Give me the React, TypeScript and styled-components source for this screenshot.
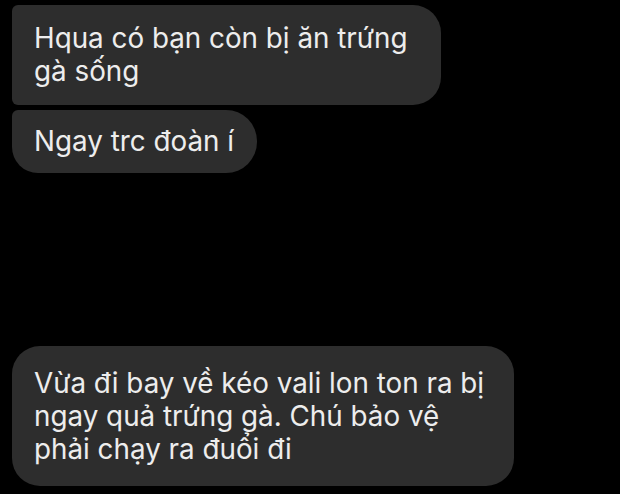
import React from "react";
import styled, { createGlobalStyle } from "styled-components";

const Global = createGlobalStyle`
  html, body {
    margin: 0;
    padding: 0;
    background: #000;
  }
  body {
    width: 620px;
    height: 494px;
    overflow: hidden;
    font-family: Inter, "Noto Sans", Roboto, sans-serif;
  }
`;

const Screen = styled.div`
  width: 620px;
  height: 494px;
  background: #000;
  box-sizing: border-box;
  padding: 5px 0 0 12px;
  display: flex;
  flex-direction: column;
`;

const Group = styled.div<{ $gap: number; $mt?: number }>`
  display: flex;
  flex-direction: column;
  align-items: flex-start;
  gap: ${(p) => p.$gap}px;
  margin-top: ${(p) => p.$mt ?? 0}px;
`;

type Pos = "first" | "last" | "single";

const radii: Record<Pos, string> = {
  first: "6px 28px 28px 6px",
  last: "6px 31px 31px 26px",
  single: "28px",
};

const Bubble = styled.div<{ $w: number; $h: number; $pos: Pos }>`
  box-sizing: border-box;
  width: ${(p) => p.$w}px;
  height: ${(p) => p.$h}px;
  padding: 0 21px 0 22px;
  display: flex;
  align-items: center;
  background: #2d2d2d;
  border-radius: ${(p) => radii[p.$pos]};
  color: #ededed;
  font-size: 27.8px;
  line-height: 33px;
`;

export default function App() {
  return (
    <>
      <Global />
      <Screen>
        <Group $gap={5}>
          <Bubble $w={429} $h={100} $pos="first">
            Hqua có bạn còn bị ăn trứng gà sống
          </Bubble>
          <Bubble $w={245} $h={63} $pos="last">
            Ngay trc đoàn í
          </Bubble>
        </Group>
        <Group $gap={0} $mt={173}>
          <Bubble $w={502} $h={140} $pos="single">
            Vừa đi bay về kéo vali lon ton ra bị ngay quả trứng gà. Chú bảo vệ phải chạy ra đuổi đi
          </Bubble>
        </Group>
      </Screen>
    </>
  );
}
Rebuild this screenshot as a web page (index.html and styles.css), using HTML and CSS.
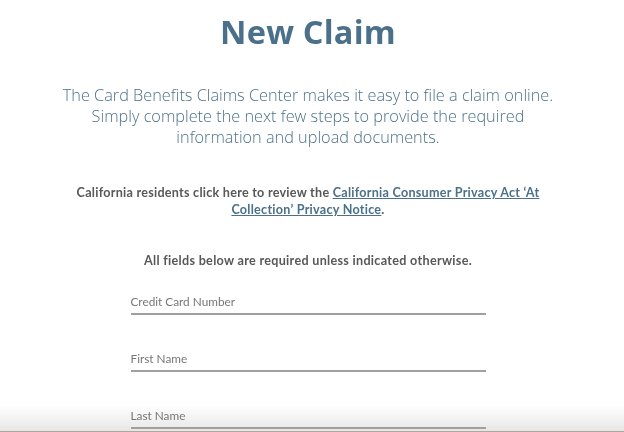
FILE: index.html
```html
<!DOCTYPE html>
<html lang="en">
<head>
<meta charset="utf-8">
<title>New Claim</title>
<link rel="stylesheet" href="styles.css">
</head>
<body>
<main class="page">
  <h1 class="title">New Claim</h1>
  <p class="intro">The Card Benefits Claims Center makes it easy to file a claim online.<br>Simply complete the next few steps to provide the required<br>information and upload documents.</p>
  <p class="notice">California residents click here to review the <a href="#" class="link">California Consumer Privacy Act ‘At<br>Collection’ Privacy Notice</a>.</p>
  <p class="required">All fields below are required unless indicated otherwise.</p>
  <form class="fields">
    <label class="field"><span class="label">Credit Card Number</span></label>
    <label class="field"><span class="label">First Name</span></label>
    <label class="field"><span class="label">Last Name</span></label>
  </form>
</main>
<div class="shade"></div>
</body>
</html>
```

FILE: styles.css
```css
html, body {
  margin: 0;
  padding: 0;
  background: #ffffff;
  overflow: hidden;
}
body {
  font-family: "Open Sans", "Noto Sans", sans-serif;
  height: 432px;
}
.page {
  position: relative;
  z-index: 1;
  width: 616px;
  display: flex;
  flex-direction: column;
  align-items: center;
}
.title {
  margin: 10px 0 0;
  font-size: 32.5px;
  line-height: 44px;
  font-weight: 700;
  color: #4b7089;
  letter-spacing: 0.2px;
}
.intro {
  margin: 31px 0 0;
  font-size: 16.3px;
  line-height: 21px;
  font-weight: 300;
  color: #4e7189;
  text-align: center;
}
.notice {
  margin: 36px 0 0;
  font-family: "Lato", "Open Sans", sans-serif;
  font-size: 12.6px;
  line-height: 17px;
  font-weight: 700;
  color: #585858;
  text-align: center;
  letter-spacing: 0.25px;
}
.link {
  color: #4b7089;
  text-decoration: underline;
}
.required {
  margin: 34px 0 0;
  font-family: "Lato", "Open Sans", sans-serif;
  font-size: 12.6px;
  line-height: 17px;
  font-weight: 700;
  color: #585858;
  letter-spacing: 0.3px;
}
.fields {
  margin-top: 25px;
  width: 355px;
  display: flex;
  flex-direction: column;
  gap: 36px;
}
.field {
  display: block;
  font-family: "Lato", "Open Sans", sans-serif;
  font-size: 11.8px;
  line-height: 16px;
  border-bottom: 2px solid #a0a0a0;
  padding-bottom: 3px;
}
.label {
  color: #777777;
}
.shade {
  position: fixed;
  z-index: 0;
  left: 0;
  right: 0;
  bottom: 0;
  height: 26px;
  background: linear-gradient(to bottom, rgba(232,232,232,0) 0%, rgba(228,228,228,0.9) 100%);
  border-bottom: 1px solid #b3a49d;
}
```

* To do *
Leave out all images, then reproduce the entries above exactly.

* The answer *
Give me the React, TypeScript and styled-components source for this screenshot.
import React from "react";
import styled, { createGlobalStyle } from "styled-components";

const Global = createGlobalStyle`
  html, body {
    margin: 0;
    padding: 0;
    background: #000;
  }
  body {
    width: 620px;
    height: 494px;
    overflow: hidden;
    font-family: Inter, "Noto Sans", Roboto, sans-serif;
  }
`;

const Screen = styled.div`
  width: 620px;
  height: 494px;
  background: #000;
  box-sizing: border-box;
  padding: 5px 0 0 12px;
  display: flex;
  flex-direction: column;
`;

const Group = styled.div<{ $gap: number; $mt?: number }>`
  display: flex;
  flex-direction: column;
  align-items: flex-start;
  gap: ${(p) => p.$gap}px;
  margin-top: ${(p) => p.$mt ?? 0}px;
`;

type Pos = "first" | "last" | "single";

const radii: Record<Pos, string> = {
  first: "6px 28px 28px 6px",
  last: "6px 31px 31px 26px",
  single: "28px",
};

const Bubble = styled.div<{ $w: number; $h: number; $pos: Pos }>`
  box-sizing: border-box;
  width: ${(p) => p.$w}px;
  height: ${(p) => p.$h}px;
  padding: 0 21px 0 22px;
  display: flex;
  align-items: center;
  background: #2d2d2d;
  border-radius: ${(p) => radii[p.$pos]};
  color: #ededed;
  font-size: 27.8px;
  line-height: 33px;
`;

export default function App() {
  return (
    <>
      <Global />
      <Screen>
        <Group $gap={5}>
          <Bubble $w={429} $h={100} $pos="first">
            Hqua có bạn còn bị ăn trứng gà sống
          </Bubble>
          <Bubble $w={245} $h={63} $pos="last">
            Ngay trc đoàn í
          </Bubble>
        </Group>
        <Group $gap={0} $mt={173}>
          <Bubble $w={502} $h={140} $pos="single">
            Vừa đi bay về kéo vali lon ton ra bị ngay quả trứng gà. Chú bảo vệ phải chạy ra đuổi đi
          </Bubble>
        </Group>
      </Screen>
    </>
  );
}
Rebuild this screenshot as a web page (index.html and styles.css), using HTML and CSS.
FILE: index.html
```html
<!DOCTYPE html>
<html lang="en">
<head>
<meta charset="utf-8">
<title>New Claim</title>
<link rel="stylesheet" href="styles.css">
</head>
<body>
<main class="page">
  <h1 class="title">New Claim</h1>
  <p class="intro">The Card Benefits Claims Center makes it easy to file a claim online.<br>Simply complete the next few steps to provide the required<br>information and upload documents.</p>
  <p class="notice">California residents click here to review the <a href="#" class="link">California Consumer Privacy Act ‘At<br>Collection’ Privacy Notice</a>.</p>
  <p class="required">All fields below are required unless indicated otherwise.</p>
  <form class="fields">
    <label class="field"><span class="label">Credit Card Number</span></label>
    <label class="field"><span class="label">First Name</span></label>
    <label class="field"><span class="label">Last Name</span></label>
  </form>
</main>
<div class="shade"></div>
</body>
</html>
```

FILE: styles.css
```css
html, body {
  margin: 0;
  padding: 0;
  background: #ffffff;
  overflow: hidden;
}
body {
  font-family: "Open Sans", "Noto Sans", sans-serif;
  height: 432px;
}
.page {
  position: relative;
  z-index: 1;
  width: 616px;
  display: flex;
  flex-direction: column;
  align-items: center;
}
.title {
  margin: 10px 0 0;
  font-size: 32.5px;
  line-height: 44px;
  font-weight: 700;
  color: #4b7089;
  letter-spacing: 0.2px;
}
.intro {
  margin: 31px 0 0;
  font-size: 16.3px;
  line-height: 21px;
  font-weight: 300;
  color: #4e7189;
  text-align: center;
}
.notice {
  margin: 36px 0 0;
  font-family: "Lato", "Open Sans", sans-serif;
  font-size: 12.6px;
  line-height: 17px;
  font-weight: 700;
  color: #585858;
  text-align: center;
  letter-spacing: 0.25px;
}
.link {
  color: #4b7089;
  text-decoration: underline;
}
.required {
  margin: 34px 0 0;
  font-family: "Lato", "Open Sans", sans-serif;
  font-size: 12.6px;
  line-height: 17px;
  font-weight: 700;
  color: #585858;
  letter-spacing: 0.3px;
}
.fields {
  margin-top: 25px;
  width: 355px;
  display: flex;
  flex-direction: column;
  gap: 36px;
}
.field {
  display: block;
  font-family: "Lato", "Open Sans", sans-serif;
  font-size: 11.8px;
  line-height: 16px;
  border-bottom: 2px solid #a0a0a0;
  padding-bottom: 3px;
}
.label {
  color: #777777;
}
.shade {
  position: fixed;
  z-index: 0;
  left: 0;
  right: 0;
  bottom: 0;
  height: 26px;
  background: linear-gradient(to bottom, rgba(232,232,232,0) 0%, rgba(228,228,228,0.9) 100%);
  border-bottom: 1px solid #b3a49d;
}
```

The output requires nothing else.